Now Conrad Black, the embattled Canadian press baron whose company faces a Securities and Exchange Commission investigation, has produced a massive biography of 1,280 pages that largely defies the conventional fault lines on Roosevelt. Written from an unabashedly conservative point of view, Black’s “Franklin Delano Roosevelt: Champion of Freedom” contends that Roosevelt “was the most important person of the twentieth century, because of his accomplishments as one of America’s greatest presidents and its most accomplished leader since Lincoln.”

The book has received mostly glowing reviews from across the political spectrum–and with good reason. It is the best biography of Roosevelt by far, notwithstanding the fact that Black relies almost exclusively on secondary material. He tells Roosevelt’s story engrossingly, combining historical rigor with a novelist’s eye for detail and character. He paints vivid pictures of Roosevelt’s formative years as a scion of a famous family, his ascent in New York state politics, his tenure as secretary of the Navy during World War I, and his campaign as the Democratic party’s vice-presidential candidate in 1920. He recounts Roosevelt’s excruciating pain and heroic triumph over polio, his remarkable but difficult marriage to Eleanor Roosevelt, his rise to national prominence as a progressive governor of New York, his seminal twelve-year presidency, and his death from a cerebral hemorrhage on April 12, 1945–withered and exhausted, but on the verge of the defeat of Nazi totalitarianism, which Roosevelt, along with Churchill, did more than anyone else to achieve.

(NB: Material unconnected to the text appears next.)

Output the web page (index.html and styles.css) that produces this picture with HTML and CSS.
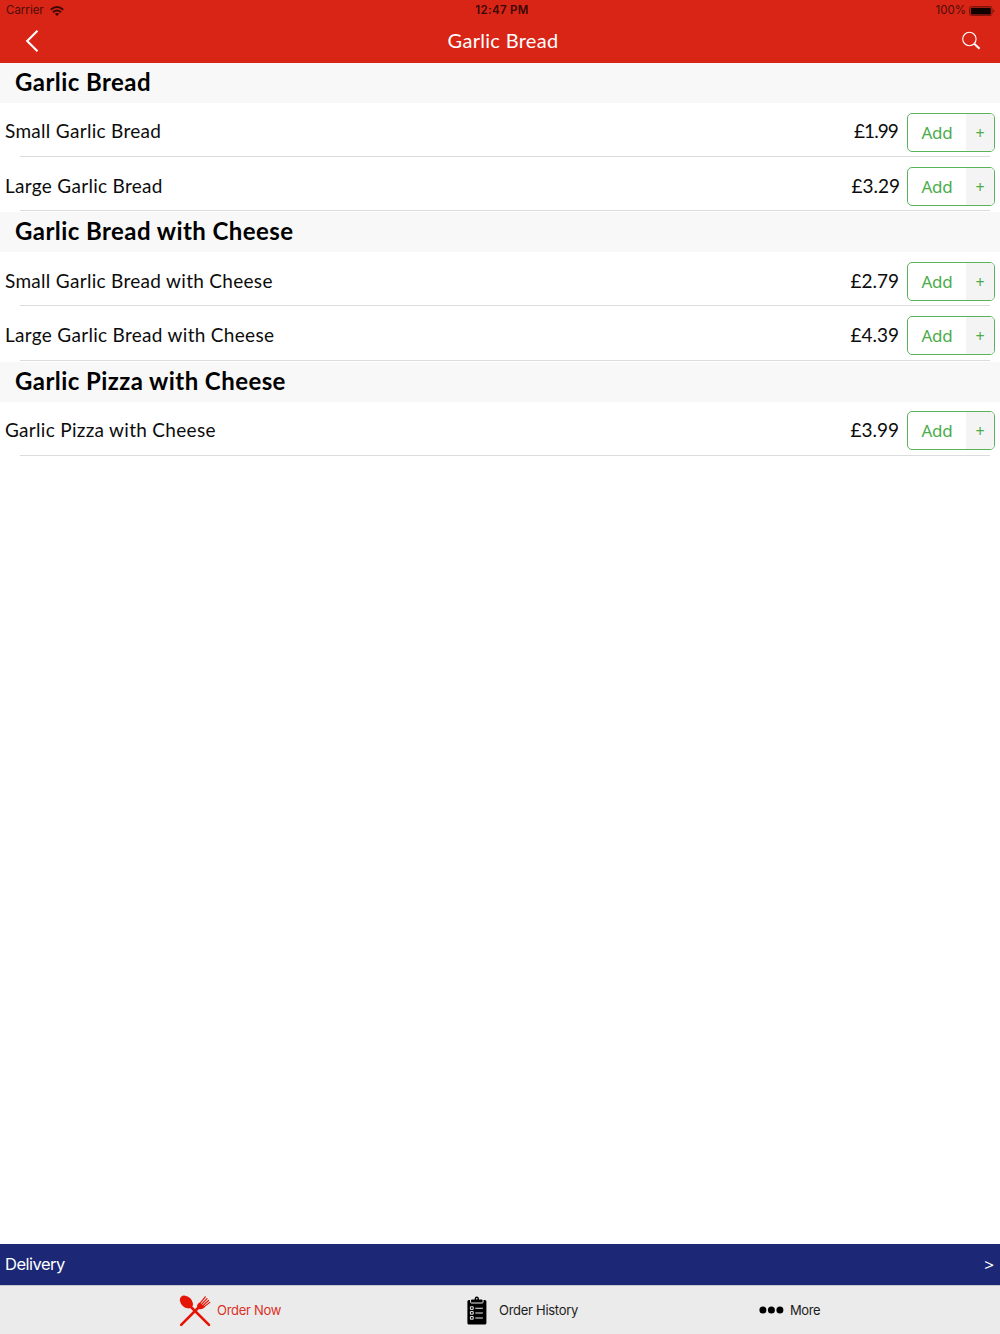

BLACK SHOWS THAT Roosevelt was also much more intelligent and well read than even some of his supporters believed, particularly in the areas of naval history and strategy. Yet Black does not ignore the less savory aspects of Roosevelt’s character: his deviousness, his propensity to blame others for his own mistakes, his vindictiveness toward opponents (which sometimes entailed abusing the powers of his office), his penchant for stretching or twisting the truth, and his emotional detachment even from political allies and family.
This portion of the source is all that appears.